You guys are fucking nuts.  :lol

I get maybe being a bit uncomfortable or weirded out/surprised but the term 'throwing up in my mouth' wouldn't have been one I'd expect to see so often on such a topic.

Although I haven't had any kind of interaction like that between my ex's, I can only imagine it being either just a "oh, cool" type of deal or a turn on. Closest I've come is having a threesome with a girl I was dating and also working with (fucking dipshit idea) and another girl whom I had been fuck buddies with for a very long time (and still am, I actually just exited her vagina about thirty minutes ago YAAAAAY). Fuck buddy says to me and the chick I'm dating "Let's have a threesome!", girlfriend looks at me like she wants to rip my balls off and shove them down my throat.
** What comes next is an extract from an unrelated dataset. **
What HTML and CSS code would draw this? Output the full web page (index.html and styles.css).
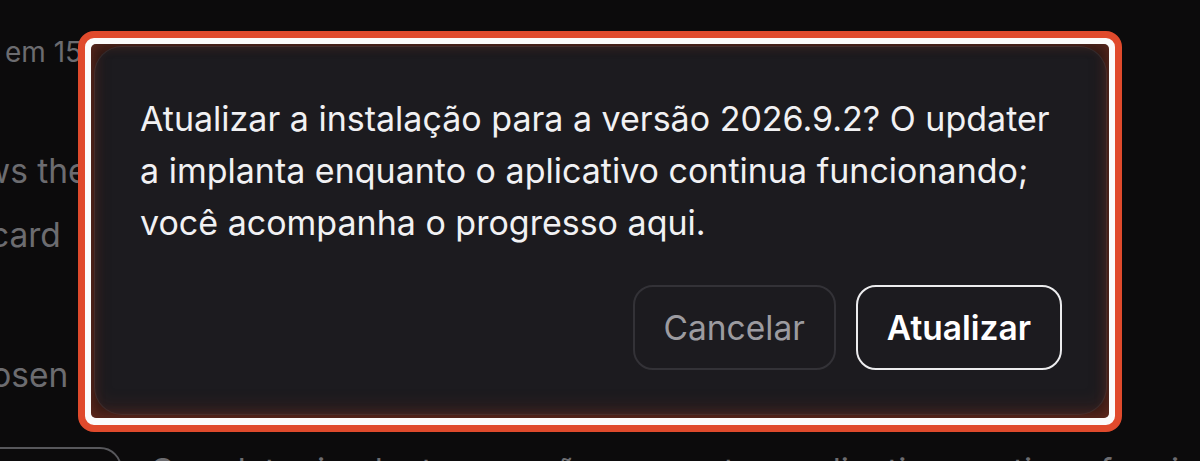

Two days later fuck buddy is sitting on my face while the girlfriend rides me. It was a grand old time. There was however a bit of jealousy from the girlfriend afterwards because she says I ate out the fuck buddy too much. WHAT? It's a threesome. I'm going to be doing SOMETHING to her. Fucking threesome are shit unless everyone involved knows exactly what will happen and no one is dating each other (OR, and this is the biggest fucking "or" on the planet: the people dating are actually truly okay with fooling around with others, which is about as rare as a god damn unicorn).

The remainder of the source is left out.